Problem to solve ::
Copy exactly, and only, the lines below from the first through the one containing "X, Info, Plus", both included; pictures are omitted.

Material ::

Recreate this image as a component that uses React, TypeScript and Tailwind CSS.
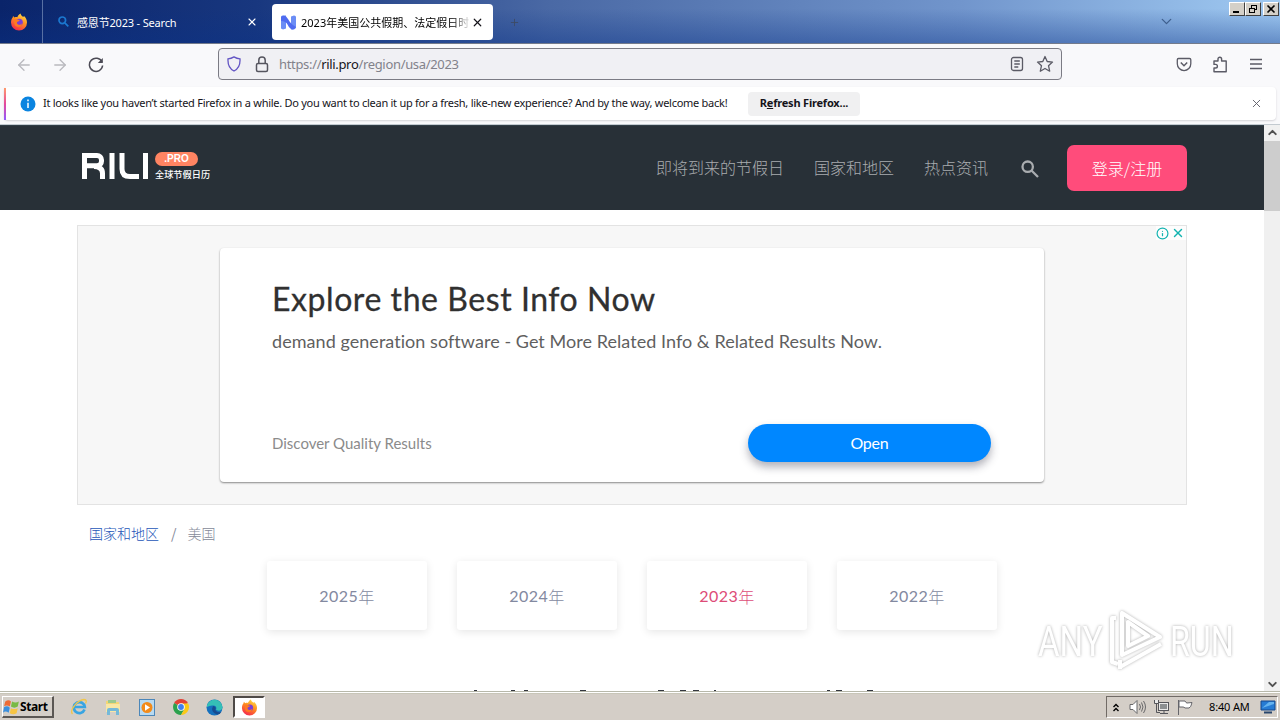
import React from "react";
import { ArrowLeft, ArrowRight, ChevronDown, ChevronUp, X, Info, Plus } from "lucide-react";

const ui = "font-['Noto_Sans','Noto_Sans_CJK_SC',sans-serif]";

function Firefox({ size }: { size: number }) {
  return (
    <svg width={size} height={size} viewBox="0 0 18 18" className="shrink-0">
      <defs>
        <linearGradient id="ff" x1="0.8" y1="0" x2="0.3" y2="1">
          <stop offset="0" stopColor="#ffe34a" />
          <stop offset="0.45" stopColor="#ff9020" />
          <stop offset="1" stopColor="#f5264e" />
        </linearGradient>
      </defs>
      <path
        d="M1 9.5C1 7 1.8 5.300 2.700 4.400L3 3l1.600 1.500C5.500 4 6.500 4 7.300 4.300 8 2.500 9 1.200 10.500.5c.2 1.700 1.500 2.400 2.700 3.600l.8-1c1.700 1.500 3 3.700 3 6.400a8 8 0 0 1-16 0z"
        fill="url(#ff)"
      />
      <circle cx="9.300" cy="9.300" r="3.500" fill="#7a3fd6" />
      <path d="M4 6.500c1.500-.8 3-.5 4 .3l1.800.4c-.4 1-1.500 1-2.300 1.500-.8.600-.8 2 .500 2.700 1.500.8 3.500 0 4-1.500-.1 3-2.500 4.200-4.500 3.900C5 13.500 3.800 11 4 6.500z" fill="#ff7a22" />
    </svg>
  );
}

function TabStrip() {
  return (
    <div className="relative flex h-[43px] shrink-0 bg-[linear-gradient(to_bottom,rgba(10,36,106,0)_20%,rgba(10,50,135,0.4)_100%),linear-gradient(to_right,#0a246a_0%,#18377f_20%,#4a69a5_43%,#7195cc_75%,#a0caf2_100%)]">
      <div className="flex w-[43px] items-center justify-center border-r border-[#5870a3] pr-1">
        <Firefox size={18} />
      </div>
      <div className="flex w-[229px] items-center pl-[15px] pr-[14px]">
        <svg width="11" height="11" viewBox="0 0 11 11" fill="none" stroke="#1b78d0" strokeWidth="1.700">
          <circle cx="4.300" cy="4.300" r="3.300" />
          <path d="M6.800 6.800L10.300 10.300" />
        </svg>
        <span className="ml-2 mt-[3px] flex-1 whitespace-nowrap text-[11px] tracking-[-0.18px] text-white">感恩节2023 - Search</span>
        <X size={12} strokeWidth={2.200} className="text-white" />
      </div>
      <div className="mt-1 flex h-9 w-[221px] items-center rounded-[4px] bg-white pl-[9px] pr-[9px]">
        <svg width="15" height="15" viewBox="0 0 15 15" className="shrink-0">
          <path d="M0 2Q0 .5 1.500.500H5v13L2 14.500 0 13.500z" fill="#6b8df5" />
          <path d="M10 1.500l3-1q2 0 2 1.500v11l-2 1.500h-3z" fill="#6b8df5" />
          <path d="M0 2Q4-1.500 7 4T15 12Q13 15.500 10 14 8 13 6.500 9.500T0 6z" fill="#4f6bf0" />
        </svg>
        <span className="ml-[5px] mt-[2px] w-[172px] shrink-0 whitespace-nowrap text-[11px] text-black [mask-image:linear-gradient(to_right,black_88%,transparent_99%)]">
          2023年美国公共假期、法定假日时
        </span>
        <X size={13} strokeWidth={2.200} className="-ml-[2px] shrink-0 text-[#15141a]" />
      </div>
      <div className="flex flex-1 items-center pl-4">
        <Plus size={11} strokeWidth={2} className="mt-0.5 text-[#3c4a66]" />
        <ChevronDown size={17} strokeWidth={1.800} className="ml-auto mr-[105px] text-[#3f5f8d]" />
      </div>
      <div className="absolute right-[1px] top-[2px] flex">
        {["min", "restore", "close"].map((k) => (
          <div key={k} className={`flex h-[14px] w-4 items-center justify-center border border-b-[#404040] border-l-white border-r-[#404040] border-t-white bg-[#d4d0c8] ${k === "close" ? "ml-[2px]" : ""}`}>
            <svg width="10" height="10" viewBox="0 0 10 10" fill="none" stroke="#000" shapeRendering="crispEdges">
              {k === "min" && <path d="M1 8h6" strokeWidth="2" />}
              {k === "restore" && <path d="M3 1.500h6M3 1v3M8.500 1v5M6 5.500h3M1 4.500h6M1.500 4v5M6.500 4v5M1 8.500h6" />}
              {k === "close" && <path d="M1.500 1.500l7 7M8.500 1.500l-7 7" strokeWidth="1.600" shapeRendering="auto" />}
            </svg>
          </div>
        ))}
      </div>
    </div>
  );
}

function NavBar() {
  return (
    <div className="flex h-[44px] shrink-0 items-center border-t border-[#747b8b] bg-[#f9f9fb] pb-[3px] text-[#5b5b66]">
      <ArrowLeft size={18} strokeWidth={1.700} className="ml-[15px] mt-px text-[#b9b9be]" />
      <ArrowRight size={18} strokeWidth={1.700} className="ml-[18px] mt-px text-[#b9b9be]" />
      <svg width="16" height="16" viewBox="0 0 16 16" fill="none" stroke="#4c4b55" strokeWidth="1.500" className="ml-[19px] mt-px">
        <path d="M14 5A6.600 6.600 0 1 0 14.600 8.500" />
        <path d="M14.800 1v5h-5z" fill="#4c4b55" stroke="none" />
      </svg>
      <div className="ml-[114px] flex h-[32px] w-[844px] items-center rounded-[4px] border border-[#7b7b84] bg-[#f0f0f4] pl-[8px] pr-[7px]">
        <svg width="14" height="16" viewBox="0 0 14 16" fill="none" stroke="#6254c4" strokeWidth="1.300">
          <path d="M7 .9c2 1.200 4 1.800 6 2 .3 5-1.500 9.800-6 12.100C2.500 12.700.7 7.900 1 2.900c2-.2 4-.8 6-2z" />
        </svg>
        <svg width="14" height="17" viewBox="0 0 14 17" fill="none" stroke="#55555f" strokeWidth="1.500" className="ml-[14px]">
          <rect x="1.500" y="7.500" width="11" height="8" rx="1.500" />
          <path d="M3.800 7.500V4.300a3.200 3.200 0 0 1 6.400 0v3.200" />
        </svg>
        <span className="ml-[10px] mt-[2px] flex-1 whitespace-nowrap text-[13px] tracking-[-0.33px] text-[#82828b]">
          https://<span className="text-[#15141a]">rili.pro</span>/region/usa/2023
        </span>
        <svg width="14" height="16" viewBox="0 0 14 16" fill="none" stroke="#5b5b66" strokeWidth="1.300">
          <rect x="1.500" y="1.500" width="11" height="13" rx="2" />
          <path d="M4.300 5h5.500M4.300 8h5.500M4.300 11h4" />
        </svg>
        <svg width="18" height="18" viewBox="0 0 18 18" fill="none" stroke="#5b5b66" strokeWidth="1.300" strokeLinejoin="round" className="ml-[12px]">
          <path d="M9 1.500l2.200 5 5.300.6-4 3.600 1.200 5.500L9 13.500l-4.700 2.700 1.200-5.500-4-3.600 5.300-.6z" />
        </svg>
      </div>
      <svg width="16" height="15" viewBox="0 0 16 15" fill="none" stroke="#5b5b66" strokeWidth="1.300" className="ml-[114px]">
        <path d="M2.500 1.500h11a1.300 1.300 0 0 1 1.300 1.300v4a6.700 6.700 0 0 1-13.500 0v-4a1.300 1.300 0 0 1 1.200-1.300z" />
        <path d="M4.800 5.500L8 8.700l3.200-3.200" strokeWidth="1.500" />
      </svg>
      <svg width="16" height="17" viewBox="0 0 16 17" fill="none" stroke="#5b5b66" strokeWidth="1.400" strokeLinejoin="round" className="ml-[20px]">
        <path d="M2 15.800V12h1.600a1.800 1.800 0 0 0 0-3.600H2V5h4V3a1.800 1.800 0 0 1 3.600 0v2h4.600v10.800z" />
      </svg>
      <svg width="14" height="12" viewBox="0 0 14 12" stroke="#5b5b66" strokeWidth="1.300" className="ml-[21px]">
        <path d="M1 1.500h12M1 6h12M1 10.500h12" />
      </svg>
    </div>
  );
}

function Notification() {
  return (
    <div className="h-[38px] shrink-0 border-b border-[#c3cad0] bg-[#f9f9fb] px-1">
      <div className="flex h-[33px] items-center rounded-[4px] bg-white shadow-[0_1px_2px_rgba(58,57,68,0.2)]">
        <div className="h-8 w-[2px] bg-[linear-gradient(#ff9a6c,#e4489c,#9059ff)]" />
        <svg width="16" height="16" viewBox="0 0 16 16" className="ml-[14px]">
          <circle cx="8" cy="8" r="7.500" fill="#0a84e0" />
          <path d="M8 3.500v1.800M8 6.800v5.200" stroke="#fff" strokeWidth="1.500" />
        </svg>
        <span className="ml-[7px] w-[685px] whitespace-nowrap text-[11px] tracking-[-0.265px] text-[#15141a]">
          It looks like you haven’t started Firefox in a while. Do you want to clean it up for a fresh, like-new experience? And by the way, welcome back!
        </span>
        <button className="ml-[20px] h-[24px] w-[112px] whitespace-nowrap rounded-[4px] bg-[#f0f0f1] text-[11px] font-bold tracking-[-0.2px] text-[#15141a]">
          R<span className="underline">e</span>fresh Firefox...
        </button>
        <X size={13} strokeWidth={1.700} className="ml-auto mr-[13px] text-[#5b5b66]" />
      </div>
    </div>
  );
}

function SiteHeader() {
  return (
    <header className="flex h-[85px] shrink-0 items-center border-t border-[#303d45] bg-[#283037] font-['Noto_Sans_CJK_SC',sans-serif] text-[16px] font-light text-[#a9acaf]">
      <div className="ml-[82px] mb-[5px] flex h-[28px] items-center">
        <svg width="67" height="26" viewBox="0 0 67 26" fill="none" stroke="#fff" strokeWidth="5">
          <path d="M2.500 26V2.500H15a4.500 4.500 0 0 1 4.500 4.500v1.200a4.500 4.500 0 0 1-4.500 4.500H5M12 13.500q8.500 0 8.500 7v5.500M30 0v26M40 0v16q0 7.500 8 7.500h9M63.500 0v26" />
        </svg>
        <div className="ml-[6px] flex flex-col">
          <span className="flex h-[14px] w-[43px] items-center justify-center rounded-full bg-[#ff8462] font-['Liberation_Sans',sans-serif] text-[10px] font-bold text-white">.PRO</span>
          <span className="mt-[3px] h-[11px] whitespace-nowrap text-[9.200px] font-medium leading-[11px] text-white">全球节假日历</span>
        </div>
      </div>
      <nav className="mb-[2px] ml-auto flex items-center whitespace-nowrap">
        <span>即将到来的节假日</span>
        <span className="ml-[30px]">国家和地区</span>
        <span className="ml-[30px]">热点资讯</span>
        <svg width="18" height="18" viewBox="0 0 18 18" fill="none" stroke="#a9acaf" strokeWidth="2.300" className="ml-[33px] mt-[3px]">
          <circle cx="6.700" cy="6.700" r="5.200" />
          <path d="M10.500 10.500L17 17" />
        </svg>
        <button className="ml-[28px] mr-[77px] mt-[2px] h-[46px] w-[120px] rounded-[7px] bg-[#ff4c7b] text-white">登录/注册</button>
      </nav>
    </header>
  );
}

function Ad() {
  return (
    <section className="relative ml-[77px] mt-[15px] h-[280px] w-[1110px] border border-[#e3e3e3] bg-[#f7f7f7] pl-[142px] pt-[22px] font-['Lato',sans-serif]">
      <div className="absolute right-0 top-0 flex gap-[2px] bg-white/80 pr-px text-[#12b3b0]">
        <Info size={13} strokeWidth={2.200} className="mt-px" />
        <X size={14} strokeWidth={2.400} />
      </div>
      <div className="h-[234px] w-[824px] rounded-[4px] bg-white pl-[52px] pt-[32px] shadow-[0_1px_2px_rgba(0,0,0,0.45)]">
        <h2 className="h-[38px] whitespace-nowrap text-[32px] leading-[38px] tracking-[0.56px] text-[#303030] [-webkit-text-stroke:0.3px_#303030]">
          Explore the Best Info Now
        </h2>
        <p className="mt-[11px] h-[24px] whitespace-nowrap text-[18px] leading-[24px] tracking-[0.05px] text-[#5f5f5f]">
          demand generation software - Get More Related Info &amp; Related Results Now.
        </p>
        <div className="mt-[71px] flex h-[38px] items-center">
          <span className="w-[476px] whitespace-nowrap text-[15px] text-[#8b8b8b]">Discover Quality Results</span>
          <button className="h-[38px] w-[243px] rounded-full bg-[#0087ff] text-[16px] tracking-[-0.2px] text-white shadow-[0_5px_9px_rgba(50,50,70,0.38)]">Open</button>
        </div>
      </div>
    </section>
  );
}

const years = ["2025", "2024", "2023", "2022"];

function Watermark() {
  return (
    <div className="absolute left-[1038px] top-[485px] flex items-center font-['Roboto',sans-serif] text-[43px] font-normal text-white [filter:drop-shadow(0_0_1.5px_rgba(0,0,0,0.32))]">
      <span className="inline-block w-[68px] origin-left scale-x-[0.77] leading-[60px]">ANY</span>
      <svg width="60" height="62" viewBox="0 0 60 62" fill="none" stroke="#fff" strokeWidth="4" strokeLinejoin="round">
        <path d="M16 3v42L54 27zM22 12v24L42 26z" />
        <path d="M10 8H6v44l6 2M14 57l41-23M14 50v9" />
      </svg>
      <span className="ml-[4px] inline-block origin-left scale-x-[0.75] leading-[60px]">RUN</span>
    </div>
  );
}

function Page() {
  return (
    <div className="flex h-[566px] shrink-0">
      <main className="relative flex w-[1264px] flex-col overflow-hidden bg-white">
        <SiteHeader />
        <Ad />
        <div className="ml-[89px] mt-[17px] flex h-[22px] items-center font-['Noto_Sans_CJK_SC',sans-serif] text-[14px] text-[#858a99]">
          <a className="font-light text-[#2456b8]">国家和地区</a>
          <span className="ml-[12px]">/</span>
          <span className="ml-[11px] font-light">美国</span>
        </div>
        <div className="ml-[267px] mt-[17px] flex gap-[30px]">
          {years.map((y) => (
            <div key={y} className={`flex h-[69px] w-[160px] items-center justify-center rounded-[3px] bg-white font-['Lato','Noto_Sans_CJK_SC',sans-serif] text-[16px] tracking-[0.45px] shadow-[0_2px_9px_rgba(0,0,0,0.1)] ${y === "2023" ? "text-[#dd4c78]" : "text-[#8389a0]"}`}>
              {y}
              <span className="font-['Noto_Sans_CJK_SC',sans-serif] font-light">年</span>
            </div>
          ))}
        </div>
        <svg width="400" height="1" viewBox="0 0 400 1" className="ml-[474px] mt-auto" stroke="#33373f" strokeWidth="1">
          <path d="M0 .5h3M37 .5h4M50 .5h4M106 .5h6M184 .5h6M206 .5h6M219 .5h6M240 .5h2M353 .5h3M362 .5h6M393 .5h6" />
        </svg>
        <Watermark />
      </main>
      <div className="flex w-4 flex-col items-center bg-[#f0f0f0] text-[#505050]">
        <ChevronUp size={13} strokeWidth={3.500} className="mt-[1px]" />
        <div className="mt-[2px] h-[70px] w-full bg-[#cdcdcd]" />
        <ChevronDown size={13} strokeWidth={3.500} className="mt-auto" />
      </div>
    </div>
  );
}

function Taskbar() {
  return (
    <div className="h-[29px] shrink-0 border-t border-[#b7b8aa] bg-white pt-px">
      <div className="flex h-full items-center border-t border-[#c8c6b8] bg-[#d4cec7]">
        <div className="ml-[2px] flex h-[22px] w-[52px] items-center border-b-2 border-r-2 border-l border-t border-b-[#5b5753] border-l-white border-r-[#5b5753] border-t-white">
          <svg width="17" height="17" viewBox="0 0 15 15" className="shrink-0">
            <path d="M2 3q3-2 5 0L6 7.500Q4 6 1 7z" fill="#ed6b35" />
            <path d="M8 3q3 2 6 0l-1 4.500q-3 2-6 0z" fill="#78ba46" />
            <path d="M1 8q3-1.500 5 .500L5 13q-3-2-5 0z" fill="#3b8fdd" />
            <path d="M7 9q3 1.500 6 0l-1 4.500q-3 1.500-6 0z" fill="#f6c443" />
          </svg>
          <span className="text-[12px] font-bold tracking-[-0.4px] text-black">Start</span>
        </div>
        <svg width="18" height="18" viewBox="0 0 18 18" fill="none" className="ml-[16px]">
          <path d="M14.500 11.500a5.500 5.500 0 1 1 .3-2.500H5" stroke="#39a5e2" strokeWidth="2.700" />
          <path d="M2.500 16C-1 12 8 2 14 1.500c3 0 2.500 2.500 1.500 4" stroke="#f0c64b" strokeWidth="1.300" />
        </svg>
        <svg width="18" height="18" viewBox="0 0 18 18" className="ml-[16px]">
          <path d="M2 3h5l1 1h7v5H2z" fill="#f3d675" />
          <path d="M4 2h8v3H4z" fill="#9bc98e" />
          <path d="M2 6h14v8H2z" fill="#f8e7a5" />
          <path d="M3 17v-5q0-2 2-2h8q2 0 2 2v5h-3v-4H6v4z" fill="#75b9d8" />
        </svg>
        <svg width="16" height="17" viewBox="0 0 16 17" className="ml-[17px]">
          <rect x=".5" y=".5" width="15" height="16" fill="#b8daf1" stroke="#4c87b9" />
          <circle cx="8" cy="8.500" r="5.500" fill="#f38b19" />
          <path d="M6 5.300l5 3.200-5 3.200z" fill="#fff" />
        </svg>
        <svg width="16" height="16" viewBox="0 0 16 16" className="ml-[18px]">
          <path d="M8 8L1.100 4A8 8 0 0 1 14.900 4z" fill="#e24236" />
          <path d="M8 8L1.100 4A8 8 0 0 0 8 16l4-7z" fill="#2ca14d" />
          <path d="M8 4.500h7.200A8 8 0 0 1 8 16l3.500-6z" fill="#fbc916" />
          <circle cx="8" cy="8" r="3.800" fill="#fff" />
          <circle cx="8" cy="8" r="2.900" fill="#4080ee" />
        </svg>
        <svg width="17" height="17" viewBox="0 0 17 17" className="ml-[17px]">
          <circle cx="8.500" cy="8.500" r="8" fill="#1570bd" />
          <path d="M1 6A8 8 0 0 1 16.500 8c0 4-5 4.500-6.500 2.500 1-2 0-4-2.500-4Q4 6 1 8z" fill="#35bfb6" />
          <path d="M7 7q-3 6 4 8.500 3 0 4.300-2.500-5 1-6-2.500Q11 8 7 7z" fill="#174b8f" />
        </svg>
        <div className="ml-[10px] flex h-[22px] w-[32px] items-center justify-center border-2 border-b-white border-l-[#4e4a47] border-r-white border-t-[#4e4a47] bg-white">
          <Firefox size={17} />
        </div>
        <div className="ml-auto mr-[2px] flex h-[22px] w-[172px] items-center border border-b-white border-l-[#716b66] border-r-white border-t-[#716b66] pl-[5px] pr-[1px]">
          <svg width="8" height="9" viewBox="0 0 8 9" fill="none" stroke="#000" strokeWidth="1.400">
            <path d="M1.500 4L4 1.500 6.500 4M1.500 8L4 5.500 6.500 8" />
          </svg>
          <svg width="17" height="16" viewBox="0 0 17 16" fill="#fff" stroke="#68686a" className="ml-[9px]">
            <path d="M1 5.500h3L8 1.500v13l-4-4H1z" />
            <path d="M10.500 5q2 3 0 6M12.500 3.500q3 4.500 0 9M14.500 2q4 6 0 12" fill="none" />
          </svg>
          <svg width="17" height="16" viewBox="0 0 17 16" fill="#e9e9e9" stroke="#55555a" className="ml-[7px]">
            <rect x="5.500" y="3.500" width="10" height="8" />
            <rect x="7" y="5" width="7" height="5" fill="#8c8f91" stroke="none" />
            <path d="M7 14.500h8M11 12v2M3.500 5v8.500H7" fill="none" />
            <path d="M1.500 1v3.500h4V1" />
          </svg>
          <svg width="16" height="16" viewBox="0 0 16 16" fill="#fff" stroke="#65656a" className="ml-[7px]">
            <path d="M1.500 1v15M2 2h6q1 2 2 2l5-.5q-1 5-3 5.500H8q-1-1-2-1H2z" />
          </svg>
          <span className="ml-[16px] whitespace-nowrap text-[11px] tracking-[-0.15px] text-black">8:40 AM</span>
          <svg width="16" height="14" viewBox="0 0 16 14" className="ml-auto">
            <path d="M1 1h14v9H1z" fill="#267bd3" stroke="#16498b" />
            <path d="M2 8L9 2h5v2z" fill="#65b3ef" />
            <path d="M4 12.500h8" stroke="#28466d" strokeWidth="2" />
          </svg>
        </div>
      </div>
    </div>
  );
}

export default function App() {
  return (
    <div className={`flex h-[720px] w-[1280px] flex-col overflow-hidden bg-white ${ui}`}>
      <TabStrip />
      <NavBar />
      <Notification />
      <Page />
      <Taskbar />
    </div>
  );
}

Result below ::
Recreate this image as a component that uses React, TypeScript and Tailwind CSS.
import React from "react";
import { ArrowLeft, ArrowRight, ChevronDown, ChevronUp, X, Info, Plus } from "lucide-react";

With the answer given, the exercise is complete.